A group of many islands, including Black Bass in the background, create multiple coves wonderful for anchoring. Some were uninhabited, allowing for hikes ashore. The crew member most anxious for hiking opportunities can be seen in the foreground. Cottagers on Little Black Bass Island gave the crew a chart of the islands and waterways around Shawanaga Island. The chart was created by their father many years ago and their mother reprints the chart in his memory. The official Canadian charts have no detail and no water depths in this area.
With new chart in hand, plans were made to visit Objibway Island and the Objibway Club. The shortest and easiest route was through a passage known as the Hole in the Wall. This route is only suitable for smaller craft, so a dinghy ride was in order. With the accurate chart, the dinghy is heading right for the Hole in the Wall. You see it, don't you?

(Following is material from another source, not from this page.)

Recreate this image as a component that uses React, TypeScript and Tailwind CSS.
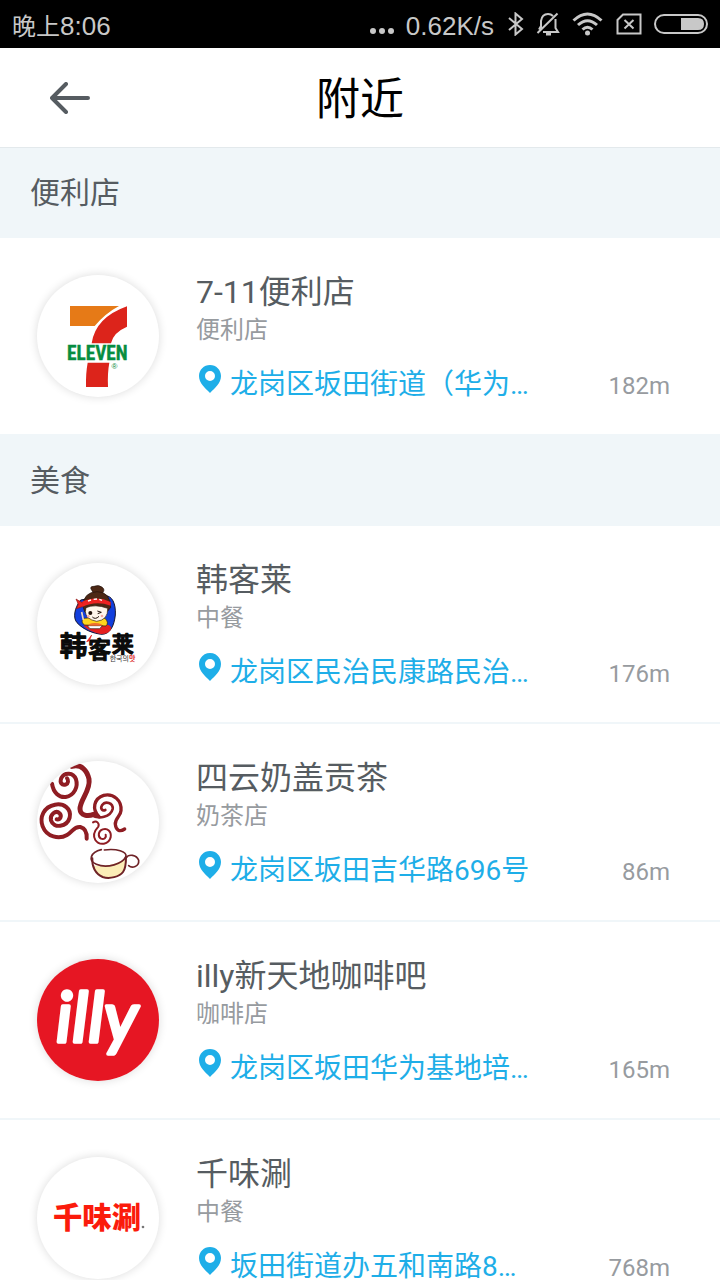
import type { ReactNode } from 'react';

type Shop = {
  name: string;
  type: string;
  address: string;
  distance: string;
  logo: ReactNode;
};

type Section = {
  title: string;
  shops: Shop[];
};

const SevenElevenLogo = () => (
  <svg viewBox="21 30 366 366" className="size-full" role="img" aria-label="7-Eleven">
    <path d="M120 123H267Q226 145 194 183H120Z" fill="#e67a17" />
    <path d="M291 124V185Q249 203 243 235H185Q196 158 291 124Z" fill="#dc241b" />
    <path d="M173 293H238Q232 325 234 366H168Q167 325 173 293Z" fill="#dc241b" />
    <text x="202" y="285" textAnchor="middle" fontSize="58" fontWeight="700" fill="#078d40" stroke="#078d40" strokeWidth="1" className="font-['Roboto_Condensed','Roboto',sans-serif]">ELEVEN</text>
    <text x="253" y="313" textAnchor="middle" fontSize="24" fill="#078d40" className="font-['Liberation_Sans',sans-serif]">®</text>
  </svg>
);

const HankelaiLogo = () => (
  <svg viewBox="21 24 366 366" className="size-full" role="img" aria-label="韩客莱">
    <path d="M152 135C132 160 129 190 141 203C160 224 190 236 217 238C240 236 252 215 256 180C258 145 246 122 226 122Z" fill="#123fdd" stroke="#15142c" strokeWidth="3" />
    <path d="M160 212Q188 203 235 210Q246 213 242 225Q232 239 211 237Q181 231 160 212Z" fill="#e5201f" />
    <path d="M161 190Q150 202 164 210L228 213Q238 203 225 190L205 187Z" fill="#ffd51c" stroke="#2b1a10" strokeWidth="2" />
    <path d="M186 107Q176 94 192 94Q207 88 217 97Q227 105 216 115H191Z" fill="#4c2815" stroke="#21110a" strokeWidth="2" />
    <path d="M159 155Q159 111 202 110Q241 111 242 157L232 170L165 172Z" fill="#4c2815" stroke="#21110a" strokeWidth="2" />
    <path d="M168 158Q195 146 233 160Q235 195 200 199Q167 193 166 170Z" fill="#fff6ec" stroke="#2b1a10" strokeWidth="2" />
    <path d="M153 142Q197 120 242 141V152Q197 136 157 156Z" fill="#ed2222" />
    <path d="M158 144L138 132L145 148L139 161L157 155" fill="#ed2222" stroke="#8c1717" strokeWidth="2" />
    <path d="M174 138L183 135M191 133L201 132M208 133L216 136" stroke="#fff" strokeWidth="4" />
    <circle cx="181" cy="174" r="6" fill="#21110a" />
    <path d="M202 168L214 172M203 176L214 172M187 186Q196 195 207 184" fill="none" stroke="#21110a" strokeWidth="3" />
    <circle cx="175" cy="184" r="4" fill="#f8a9a0" />
    <circle cx="216" cy="183" r="4" fill="#f8a9a0" />
    <path d="M172 212H217L209 221H180Z" fill="#fff" stroke="#2b1a10" strokeWidth="2" />
    <path d="M176 208Q194 200 215 208V212H176Z" fill="#ef6e2f" />
    <path d="M155 171L160 195" stroke="#e9d5c2" strokeWidth="5" />
    <g fontWeight="500" fill="#0b0b0b" stroke="#0b0b0b" strokeWidth="4" strokeLinejoin="round" className="font-['Noto_Sans_CJK_SC',sans-serif]">
      <text x="89" y="302" fontSize="82">韩</text>
      <text x="175" y="308" fontSize="68">客</text>
      <text x="245" y="290" fontSize="66">莱</text>
    </g>
    <path d="M170 260L185 240L178 257Z" fill="#e5201f" stroke="#e5201f" strokeWidth="2" />
    <text x="239" y="318" fontSize="21" fill="#333" className="font-['Noto_Sans_CJK_KR',sans-serif]">
      한국의<tspan fontWeight="700" fill="#dc2a2a">맛</tspan>
    </text>
  </svg>
);

const TeaLogo = () => (
  <svg viewBox="21 33 366 366" className="size-full" role="img" aria-label="四云奶盖贡茶">
    <g fill="none" stroke="#8f1d23" strokeLinecap="round" strokeLinejoin="round">
      <path d="M66 101C70 128 87 143 107 141C133 137 145 110 138 88C130 67 104 66 94 84C88 98 96 108 108 103C115 100 116 91 111 85" strokeWidth="12" />
      <path d="M126 49C155 42 171 61 177 87C183 121 149 150 150 177C151 198 174 200 191 193" strokeWidth="15" />
      <path d="M182 194C207 210 242 201 248 177C250 158 226 151 216 166C210 176 217 184 226 180" strokeWidth="8" />
      <path d="M207 200C185 178 191 146 221 136C251 129 276 152 273 182C272 199 254 205 256 223C258 241 269 247 284 237" strokeWidth="10" />
      <path d="M80 208C91 210 96 198 89 190C77 178 59 195 63 211C71 237 111 231 119 203C125 176 101 159 75 164C41 170 28 202 38 229C50 261 87 269 111 255C129 245 132 228 151 231C167 235 171 249 170 266" strokeWidth="12" />
      <path d="M189 217C200 210 209 220 205 230C194 242 187 255 196 270C208 288 237 284 242 262C245 244 232 233 218 238C204 243 203 260 213 266C222 270 230 262 227 254" strokeWidth="6" />
    </g>
    <path d="M188 346Q229 356 289 326Q290 372 249 382H217Q192 370 188 346Z" fill="#fbedb7" />
    <g fill="none" stroke="#6f2327" strokeLinecap="round">
      <path d="M214 299C181 307 173 332 199 343C232 357 278 341 288 319C290 305 261 295 223 300" strokeWidth="5" />
      <path d="M187 325C185 349 196 371 218 381C239 388 269 380 279 366C287 356 288 342 288 321" strokeWidth="6" />
      <path d="M288 324C296 311 320 314 326 331C328 350 306 356 296 347" strokeWidth="5" />
    </g>
  </svg>
);

const IllyLogo = () => (
  <svg viewBox="21 27 366 366" className="size-full" role="img" aria-label="illy">
    <rect x="21" y="27" width="366" height="366" fill="#e61623" />
    <text x="78" y="276" fontSize="212" fontStyle="italic" fontWeight="400" fill="#fff" stroke="#fff" strokeWidth="11" strokeLinejoin="round" className="font-['Lato',sans-serif]">illy</text>
  </svg>
);

const QianweishuanLogo = () => (
  <svg viewBox="21 21 366 366" className="size-full" role="img" aria-label="千味涮">
    <text x="69" y="235" fontSize="88" fontWeight="900" fill="#fb1b0c" className="font-['Noto_Sans_CJK_SC',sans-serif]">千味涮</text>
    <circle cx="339" cy="231" r="4" fill="#777" />
  </svg>
);

const sections: Section[] = [
  {
    title: '便利店',
    shops: [
      { name: '7-11便利店', type: '便利店', address: '龙岗区坂田街道（华为…', distance: '182m', logo: <SevenElevenLogo /> },
    ],
  },
  {
    title: '美食',
    shops: [
      { name: '韩客莱', type: '中餐', address: '龙岗区民治民康路民治…', distance: '176m', logo: <HankelaiLogo /> },
      { name: '四云奶盖贡茶', type: '奶茶店', address: '龙岗区坂田吉华路696号', distance: '86m', logo: <TeaLogo /> },
      { name: 'illy新天地咖啡吧', type: '咖啡店', address: '龙岗区坂田华为基地培…', distance: '165m', logo: <IllyLogo /> },
      { name: '千味涮', type: '中餐', address: '坂田街道办五和南路8…', distance: '768m', logo: <QianweishuanLogo /> },
    ],
  },
];

const StatusBar = () => (
  <div className="flex h-12 shrink-0 items-center justify-between bg-black px-3 font-['Liberation_Sans','Noto_Sans_CJK_SC',sans-serif] text-[26px] leading-10 text-[#c8c8c8]">
    <div className="flex items-baseline pt-1">
      <span className="text-2xl leading-10">晚上</span>
      <span>8:06</span>
    </div>
    <div className="flex items-center gap-3">
      <svg viewBox="0 0 24 24" className="size-6" fill="currentColor" aria-hidden="true">
        <circle cx="3" cy="19" r="3" />
        <circle cx="12" cy="19" r="3" />
        <circle cx="21" cy="19" r="3" />
      </svg>
      <span className="pt-1 pr-0.5">0.62K/s</span>
      <svg viewBox="0 0 16 24" className="h-6 w-4" fill="none" stroke="currentColor" strokeWidth="2" aria-hidden="true">
        <path d="M1 6L14 17L7.500 22.500V1.500L14 7L1 18" />
      </svg>
      <svg viewBox="0 0 24 24" className="size-6" fill="none" stroke="currentColor" strokeWidth="2" aria-hidden="true">
        <path d="M1.500 21L21.500 1.500M5 16V9Q6 2 12 2Q15 2 17 4M19.500 7V16L22 20H7M5 14L3 17.500" />
        <path d="M10 22H15" strokeWidth="3" />
      </svg>
      <svg viewBox="0 0 32 24" className="h-6 w-8" fill="none" stroke="currentColor" strokeWidth="3" aria-hidden="true">
        <path d="M1.500 8.500Q15.500 -4.500 29.500 8.500M6 13Q15.500 4.500 25 13M10.500 17.500Q15.500 13 20.500 17.500" />
        <circle cx="15.500" cy="21" r="2.500" fill="currentColor" stroke="none" />
      </svg>
      <svg viewBox="0 0 26 22" className="h-[22px] w-[26px]" fill="none" stroke="currentColor" strokeWidth="2" aria-hidden="true">
        <path d="M7 1.500H24.500V20.500H1.500V7ZM8.500 7L17.500 15.500M17.500 7L8.500 15.500" />
      </svg>
      <svg viewBox="0 0 54 20" className="h-5 w-[54px]" aria-hidden="true">
        <rect x="1" y="1" width="52" height="18" rx="9" fill="none" stroke="currentColor" strokeWidth="2" />
        <path d="M27 4H44Q50 4 50 10Q50 16 44 16H27Z" fill="currentColor" />
      </svg>
    </div>
  </div>
);

const Header = () => (
  <header className="grid h-[100px] shrink-0 grid-cols-[1fr_auto_1fr] items-center border-b border-[#e3e9ec] bg-white">
    <button type="button" aria-label="返回" className="ml-[50px] w-10 text-[#565c61]">
      <svg viewBox="0 0 40 32" className="h-8 w-10" fill="none" stroke="currentColor" strokeWidth="4" strokeLinecap="round" strokeLinejoin="round">
        <path d="M38 16H2M16 2L2 16L16 30" />
      </svg>
    </button>
    <h1 className="pt-1 text-[44px] leading-none text-black">附近</h1>
  </header>
);

const PinIcon = () => (
  <svg viewBox="0 0 22 28" className="h-7 w-[22px] shrink-0" fill="#1eaee8" aria-hidden="true">
    <path fillRule="evenodd" d="M11 0C4.900 0 0 4.800 0 11C0 18 6 23 11 28C16 23 22 18 22 11C22 4.800 17.100 0 11 0ZM11 6A5 5 0 1 1 11 16A5 5 0 1 1 11 6Z" />
  </svg>
);

const ShopRow = ({ shop }: { shop: Shop }) => (
  <li className="flex h-[198px] items-center border-b-2 border-[#f0f6f9] bg-white pr-[50px] pl-[37px]">
    <div className="size-[122px] shrink-0 overflow-hidden rounded-full bg-white shadow-[0_0_10px_rgba(0,0,0,0.14)]">{shop.logo}</div>
    <div className="ml-[37px] min-w-0 flex-1 pt-[5px]">
      <h3 className="truncate text-[32px] leading-10 text-[#565c61]">{shop.name}</h3>
      <p className="text-2xl leading-9 text-[#979b9f]">{shop.type}</p>
      <div className="mt-[17px] flex items-end justify-between">
        <div className="flex min-w-0 gap-[9px] pl-[3px] text-[#1eaee8]">
          <PinIcon />
          <span className="truncate text-[28px] leading-10">{shop.address}</span>
        </div>
        <span className="text-2xl leading-[38px] text-[#979b9f]">{shop.distance}</span>
      </div>
    </div>
  </li>
);

const App = () => {
  return (
    <div className="flex h-screen flex-col bg-white font-['Roboto','Noto_Sans_CJK_SC',sans-serif]">
      <StatusBar />
      <Header />
      <main className="min-h-0 flex-1 overflow-y-auto [scrollbar-width:none]">
        {sections.map((section) => (
          <section key={section.title}>
            <h2 className="flex h-[90px] items-center bg-[#f0f6f9] px-[30px] text-[30px] leading-none text-[#565c61]">{section.title}</h2>
            <ul>
              {section.shops.map((shop) => (
                <ShopRow key={shop.name} shop={shop} />
              ))}
            </ul>
          </section>
        ))}
      </main>
    </div>
  );
};

export default App;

The chart had the crew headed correctly and as the boat got closer to the passage, a rock wall gave a hint of where the opening in the rock wall might be.
Yes, it is not just a small bay or notch, it is a narrow, winding passage through the rock. Navigating is always a challenge, more so sitting so low in a dinghy.
You would not want to meet another boat of any size going the other direction, particularly if they were traveling at any speed above idle.
After passing through numerous bays and cuts with confusing shorelines, the back side of Objibway Island was found. On the other side was the objective - the Objibway Club. The large building was once a hotel, drawing hundreds of people for recreation, particularly in the 1920's and 30's. The hotel closed in the 1960's, was purchased by cottagers in the area, and now operates as a club - an open membership club that welcomes guests. The hotel no longer houses guests, but does have a restaurant with inside and porch dining, an internet room, library, meeting rooms, and a history room filled with photos and memorabilia. Lunch on the porch was a treat. The building on the left is a well-stocked grocery giving cruisers the rare opportunity to reprovision in the remoteness of Georgian Bay. Both the restaurant and grocery had Kawartha ice cream. The last chance to enjoy this delicacy heading north on the bay.